Setelah persepsi terhadap pengecapan dan penciuman, maka selanjutnya yang berkembang adalah persepsi terhadap rabaan (taktil), gerakan (proprioseptif), penglihatan (visual), kemudian terakhir adalah pendengaran. Jadi, memang pendengaran ini lah yang paling terakhir berkembang pada anak autisi kita. Jadi, jangan heran kalo anak kita dipanggil kok gak pernah nyahut? Diteriakin namanya juga gak pernah noleh? Ya karena begitulah faktanya dijelaskan secara ilmiah.
Inilah alasannya kenapa pas awal-awal anak autisi diterapi, kita memberikan mereka reward makanan dan minuman. Secara bersamaan dilakukan pairing dengan reward lain, mulai dari reward taktil, proprioseptif, audio, visual, dan sosial. Semakin berkembang kognitif anak kita, maka sedikit demi sedikit reward ini akan dihilangkan dan dihentikan, sampai akhirnya hanya reward sosial saja yang berefek pada anak, misalnya cukup diberi acungan jempol saja anak kita sudah merasa senang dan nyaman.

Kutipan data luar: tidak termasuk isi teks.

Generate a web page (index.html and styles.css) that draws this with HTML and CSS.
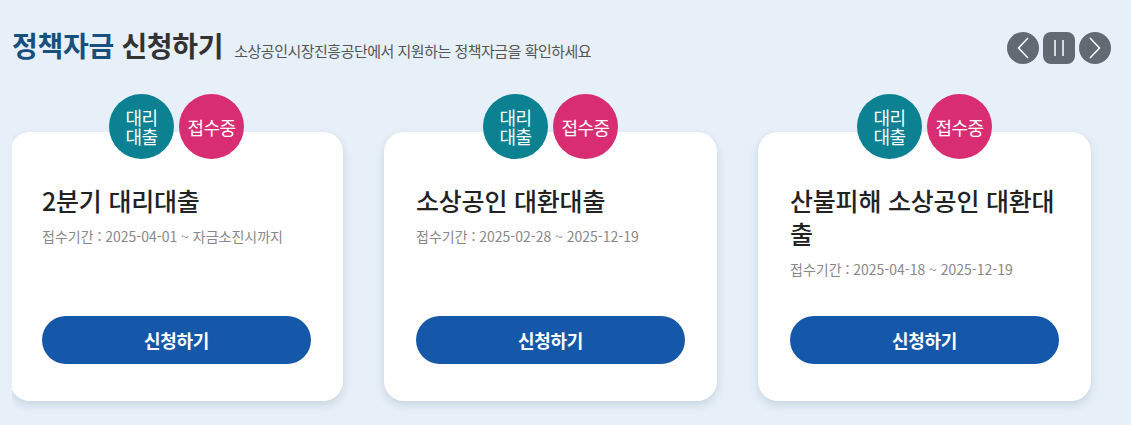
FILE: index.html
```html
<!DOCTYPE html>
<html lang="ko">
<head>
<meta charset="utf-8">
<title>정책자금 신청하기</title>
<link rel="stylesheet" href="styles.css">
</head>
<body>
<div class="page">
  <header class="header">
    <div class="heading">
      <h1 class="title"><span class="title-accent">정책자금</span> 신청하기</h1>
      <p class="subtitle">소상공인시장진흥공단에서 지원하는 정책자금을 확인하세요</p>
    </div>
    <div class="controls">
      <button class="ctrl ctrl-round" aria-label="이전">
        <svg width="12" height="22" viewBox="0 0 12 22"><path d="M11 1 L1.5 11 L11 21" fill="none" stroke="#fff" stroke-width="1.5"/></svg>
      </button>
      <button class="ctrl ctrl-square" aria-label="정지">
        <svg width="12" height="18" viewBox="0 0 12 18"><path d="M2 1 V17 M10 1 V17" fill="none" stroke="#fff" stroke-width="1.5"/></svg>
      </button>
      <button class="ctrl ctrl-round" aria-label="다음">
        <svg width="12" height="22" viewBox="0 0 12 22"><path d="M1 1 L10.5 11 L1 21" fill="none" stroke="#fff" stroke-width="1.5"/></svg>
      </button>
    </div>
  </header>

  <div class="slider">
    <div class="track">
      <div class="slide">
        <div class="badges">
          <span class="badge badge-type"><span class="badge-line">대리</span><span class="badge-line">대출</span></span>
          <span class="badge badge-status">접수중</span>
        </div>
        <div class="card">
          <h2 class="card-title">2분기 대리대출</h2>
          <p class="card-period">접수기간 : 2025-04-01 ~ 자금소진시까지</p>
          <a class="card-btn" href="#">신청하기</a>
        </div>
      </div>
      <div class="slide">
        <div class="badges">
          <span class="badge badge-type"><span class="badge-line">대리</span><span class="badge-line">대출</span></span>
          <span class="badge badge-status">접수중</span>
        </div>
        <div class="card">
          <h2 class="card-title">소상공인 대환대출</h2>
          <p class="card-period">접수기간 : 2025-02-28 ~ 2025-12-19</p>
          <a class="card-btn" href="#">신청하기</a>
        </div>
      </div>
      <div class="slide">
        <div class="badges">
          <span class="badge badge-type"><span class="badge-line">대리</span><span class="badge-line">대출</span></span>
          <span class="badge badge-status">접수중</span>
        </div>
        <div class="card">
          <h2 class="card-title">산불피해 소상공인 대환대출</h2>
          <p class="card-period">접수기간 : 2025-04-18 ~ 2025-12-19</p>
          <a class="card-btn" href="#">신청하기</a>
        </div>
      </div>
    </div>
  </div>
</div>
</body>
</html>
```

FILE: styles.css
```css
* { box-sizing: border-box; }

html, body {
  margin: 0;
  padding: 0;
}

body {
  background: #e7f0f8;
  font-family: "Noto Sans CJK KR", "Noto Sans", sans-serif;
  color: #222;
  width: 1131px;
  height: 425px;
  overflow: hidden;
}

.page {
  width: 1131px;
}

.header {
  display: flex;
  justify-content: space-between;
  align-items: center;
  height: 32px;
  margin-top: 32px;
  padding: 0 20px 0 12px;
}

.heading {
  display: flex;
  align-items: baseline;
  gap: 11px;
  margin-top: -6px;
}

.title {
  margin: 0;
  font-size: 28px;
  line-height: 32px;
  font-weight: 700;
  letter-spacing: -0.3px;
  color: #333;
}

.title-accent {
  color: #17507e;
}

.subtitle {
  margin: 0;
  font-size: 15px;
  line-height: 20px;
  letter-spacing: -0.5px;
  color: #555;
}

.controls {
  display: flex;
  gap: 4px;
}

.ctrl {
  width: 32px;
  height: 32px;
  border: 0;
  padding: 0;
  background: #616a73;
  display: flex;
  align-items: center;
  justify-content: center;
  cursor: pointer;
}

.ctrl-round { border-radius: 50%; }
.ctrl-square { border-radius: 8px; }

.slider {
  margin: 30px 0 0 12px;
  width: 1108px;
  overflow: hidden;
  padding-bottom: 20px;
}

.track {
  display: flex;
  gap: 41px;
  margin-left: -2px;
}

.slide {
  flex: 0 0 333px;
  display: flex;
  flex-direction: column;
}

.badges {
  display: flex;
  justify-content: center;
  gap: 5px;
  margin-bottom: -27px;
  position: relative;
  z-index: 1;
}

.badge {
  width: 65px;
  height: 65px;
  border-radius: 50%;
  display: flex;
  flex-direction: column;
  align-items: center;
  justify-content: center;
  text-align: center;
  color: #fff;
  font-size: 18px;
  line-height: 20px;
  letter-spacing: -0.5px;
  font-weight: 400;
}

.badge-line {
  display: block;
  height: 19px;
  line-height: 19px;
}

.badge-type { background: #0b8192; }
.badge-status { background: #d82d72; }

.card {
  height: 269px;
  background: #fff;
  border-radius: 20px;
  padding: 52px 32px 37px;
  display: flex;
  flex-direction: column;
  box-shadow: 0 4px 10px rgba(40, 70, 110, 0.16);
}

.card-title {
  margin: 0;
  font-size: 25px;
  line-height: 33px;
  font-weight: 500;
  letter-spacing: -0.2px;
  color: #222;
}

.card-period {
  margin: 9px 0 0;
  font-size: 14px;
  line-height: 20px;
  letter-spacing: 0;
  color: #888;
}

.card-btn {
  margin-top: auto;
  height: 48px;
  border-radius: 24px;
  background: #1557a9;
  color: #fff;
  text-decoration: none;
  display: flex;
  align-items: center;
  justify-content: center;
  font-size: 18px;
  font-weight: 700;
  letter-spacing: -0.3px;
}
```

Beda dong sama hewan sirkus?
Ya beda atuh Kabayan, Nyi Iteung. Hewan sirkus mah tetap saja membutuhkan reward atau imbalan makanan setiap kali diperintah. Mana ada lumba-lumba yang setelah disuruh melompat cukup senang diberi tepuk tangan. Kalo distop rewardnya, dijamin deh lumba-lumbanya gak mau lompat lagi.
Ini saya buktikan sendiri pada putra saya. Rashif sekarang hanya diberikan reward penuh di dalam kelas, sedangkan di luar kelas cukup reward sosial.
Dulu di luar kelas, saya juga menggunakan reward makanan, mainan, pokoknya lengkap untuk Rashif, hanya untuk memintanya memegang hidung, menunjuk gigi, atau memegang kepala. Kalo sekarang mah, Rashif di luar kelas gak butuh reward lagi. Dia sudah mau lebih sering mendengarkan instruksi dan melakukan perintah. Alhamdulillah.